GREEN BAY, Wis. -- The first kicking competition in Green Bay since Mason Crosby broke into the NFL as a Packers draft pick in 2007 is on.

The Packers' first day of minicamp on Tuesday featured a field goal segment involving Crosby and young challenger Giorgio Tavecchio.

Both kickers didn't miss in the abbreviated showdown, each making attempts from 38, 43 and 50-plus yards with practice held inside the Don Hutson Center because of rain.

"It was good to kick today, and they kicked very well today," coach Mike McCarthy said afterward.

McCarthy added the plan would stay the same for Crosby and Tavecchio to go toe to toe in what's left of the minicamp this week, the final week of organized team activities next week and likely going into training camp in late July.

The Packers signed Tavecchio, a first-year player out of Cal, early in the offseason after Crosby endured his worst season as a pro.

Crosby made a league-worst 63.6 percent (21 of 33) of his field goal attempts in the regular season.

The seventh-year veteran welcomes the challenge from the unheralded Tavecchio, who made just 75 percent of his field goal tries in college and lost a preseason battle to David Akers with the San Francisco 49ers last year.

"I was excited about the competition," Crosby said. "It's not a bad thing to see a guy there kicking next to you every day, seeing what he does well.

"He's working hard and doing his thing," Crosby added about Tavecchio. "Our relationship has been great.
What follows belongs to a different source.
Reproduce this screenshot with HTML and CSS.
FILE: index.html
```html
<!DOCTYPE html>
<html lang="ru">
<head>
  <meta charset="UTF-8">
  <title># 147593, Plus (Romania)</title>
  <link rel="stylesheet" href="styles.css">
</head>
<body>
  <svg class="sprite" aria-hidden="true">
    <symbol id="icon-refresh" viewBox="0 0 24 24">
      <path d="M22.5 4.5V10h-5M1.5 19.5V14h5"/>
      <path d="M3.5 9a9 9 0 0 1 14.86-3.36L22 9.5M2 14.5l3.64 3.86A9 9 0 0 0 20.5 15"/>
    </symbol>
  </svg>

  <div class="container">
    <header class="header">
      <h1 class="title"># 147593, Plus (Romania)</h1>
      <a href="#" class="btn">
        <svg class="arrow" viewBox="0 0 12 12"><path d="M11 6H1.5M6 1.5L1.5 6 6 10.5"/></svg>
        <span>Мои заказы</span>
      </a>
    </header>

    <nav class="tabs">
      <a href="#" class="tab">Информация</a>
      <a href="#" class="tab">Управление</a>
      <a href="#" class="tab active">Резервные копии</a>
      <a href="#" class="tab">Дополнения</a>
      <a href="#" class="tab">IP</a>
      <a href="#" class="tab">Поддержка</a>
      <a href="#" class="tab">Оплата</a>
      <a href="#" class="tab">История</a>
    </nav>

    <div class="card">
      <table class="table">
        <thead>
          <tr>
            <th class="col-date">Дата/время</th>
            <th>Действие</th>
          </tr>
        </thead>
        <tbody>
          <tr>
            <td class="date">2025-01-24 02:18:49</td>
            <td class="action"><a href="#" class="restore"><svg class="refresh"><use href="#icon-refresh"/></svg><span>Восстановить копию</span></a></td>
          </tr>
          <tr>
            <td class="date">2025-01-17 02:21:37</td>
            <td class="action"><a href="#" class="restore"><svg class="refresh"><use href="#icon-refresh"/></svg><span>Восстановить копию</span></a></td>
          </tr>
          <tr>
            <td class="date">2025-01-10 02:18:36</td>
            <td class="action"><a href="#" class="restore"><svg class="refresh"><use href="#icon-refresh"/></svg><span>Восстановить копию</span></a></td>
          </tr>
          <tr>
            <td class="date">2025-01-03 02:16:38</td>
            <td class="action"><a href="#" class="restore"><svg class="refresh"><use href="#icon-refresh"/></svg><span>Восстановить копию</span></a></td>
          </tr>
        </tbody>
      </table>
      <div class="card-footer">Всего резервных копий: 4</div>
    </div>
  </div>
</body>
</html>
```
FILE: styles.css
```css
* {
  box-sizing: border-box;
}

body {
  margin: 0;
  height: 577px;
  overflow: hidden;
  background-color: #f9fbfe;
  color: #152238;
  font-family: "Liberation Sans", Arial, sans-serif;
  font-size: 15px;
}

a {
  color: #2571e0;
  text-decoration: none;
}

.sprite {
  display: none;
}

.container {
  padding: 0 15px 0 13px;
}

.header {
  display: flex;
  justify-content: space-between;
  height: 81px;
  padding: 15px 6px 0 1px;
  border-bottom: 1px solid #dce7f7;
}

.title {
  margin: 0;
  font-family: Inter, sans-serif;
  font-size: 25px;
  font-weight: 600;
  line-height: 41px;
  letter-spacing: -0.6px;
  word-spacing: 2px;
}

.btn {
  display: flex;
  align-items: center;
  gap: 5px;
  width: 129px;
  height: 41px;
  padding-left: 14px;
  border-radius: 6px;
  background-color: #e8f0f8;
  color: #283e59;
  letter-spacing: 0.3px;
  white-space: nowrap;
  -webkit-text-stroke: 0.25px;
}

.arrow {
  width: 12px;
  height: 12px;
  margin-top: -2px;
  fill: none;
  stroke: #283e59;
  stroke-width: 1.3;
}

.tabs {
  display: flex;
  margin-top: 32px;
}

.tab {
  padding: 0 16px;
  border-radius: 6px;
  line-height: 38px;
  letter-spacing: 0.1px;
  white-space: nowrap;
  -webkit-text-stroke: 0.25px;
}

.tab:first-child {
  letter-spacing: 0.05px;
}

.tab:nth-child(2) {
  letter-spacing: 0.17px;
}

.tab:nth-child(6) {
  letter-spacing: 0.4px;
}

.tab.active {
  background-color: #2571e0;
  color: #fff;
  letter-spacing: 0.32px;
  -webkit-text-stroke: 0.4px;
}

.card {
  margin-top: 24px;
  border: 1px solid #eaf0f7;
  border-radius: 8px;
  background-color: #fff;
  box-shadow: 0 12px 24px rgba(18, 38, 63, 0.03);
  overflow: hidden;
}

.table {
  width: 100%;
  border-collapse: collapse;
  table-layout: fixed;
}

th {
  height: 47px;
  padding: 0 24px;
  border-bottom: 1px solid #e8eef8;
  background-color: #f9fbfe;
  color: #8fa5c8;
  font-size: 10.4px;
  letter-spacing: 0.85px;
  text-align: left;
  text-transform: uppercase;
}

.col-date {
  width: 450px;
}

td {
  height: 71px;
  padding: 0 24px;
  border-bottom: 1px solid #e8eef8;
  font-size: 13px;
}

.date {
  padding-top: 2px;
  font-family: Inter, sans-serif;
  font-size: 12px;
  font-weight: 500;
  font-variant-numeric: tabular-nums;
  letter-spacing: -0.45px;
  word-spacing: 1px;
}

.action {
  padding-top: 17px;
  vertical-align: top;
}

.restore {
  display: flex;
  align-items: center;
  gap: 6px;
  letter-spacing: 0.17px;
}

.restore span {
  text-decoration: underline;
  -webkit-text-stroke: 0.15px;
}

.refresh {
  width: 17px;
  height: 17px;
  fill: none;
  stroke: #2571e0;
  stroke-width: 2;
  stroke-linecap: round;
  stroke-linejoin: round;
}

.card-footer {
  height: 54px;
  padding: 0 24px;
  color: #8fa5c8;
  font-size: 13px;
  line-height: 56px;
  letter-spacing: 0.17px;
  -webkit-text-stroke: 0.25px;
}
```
He's a good guy, and it makes it easy to get along with. So that's nice. There is never going to be any bad stuff between us."

Punter Tim Masthay has an unenviable moonlighting gig as long as Crosby and Tavecchio are both on the roster. Masthay is the holder on kicks and has to alternate his setup spots on the field for receiving the long snap from Brett Goode to accommodate the right-footed Crosby and the left-footed Tavecchio.

"Tim, he'll get quicker with it," McCarthy said. "It's not the first time it's ever happened. It's all part of training. That group is very diligent. I don't think it'll be an issue, at all."

-- The Packers had 10 players sidelined for the start of minicamp.

Still not cleared for on-field drills as they recover from injuries that kept them out for a part of or all of last season are linebacker Desmond Bishop (hamstring), cornerback Davon House (shoulder), offensive tackle Derek Sherrod (leg), defensive end Jerel Worthy (knee) and safety Sean Richardson (neck).

Veteran defensive lineman Ryan Pickett and running back DuJuan Harris also have been held out of spring workouts thus far for unknown reasons.

McCarthy wouldn't say whether any of the non-participants, particularly Bishop, who is fully recovered from the injury that he sustained last August, would be on the field before the end of the spring program or not until training camp.

"I don't have the answer for you," McCarthy said. "And, really for the injuries, guys are progressing, and that's kind of where we are."

Jarrett Boykin, who figured to have the inside track on the No. 4 receiver job after contributing as an undrafted rookie last season, also didn't practice on Tuesday after dropping out of a session in organized team activities last week with an apparent leg injury.

For the final minicamp day on Thursday, McCarthy is sticking to the tradition of having some sort of team-bonding activity.

Green Bay wraps up its spring workouts June 11-14 with a final week of OTAs. The June 11 session is the last one scheduled to be open to the public until training camp.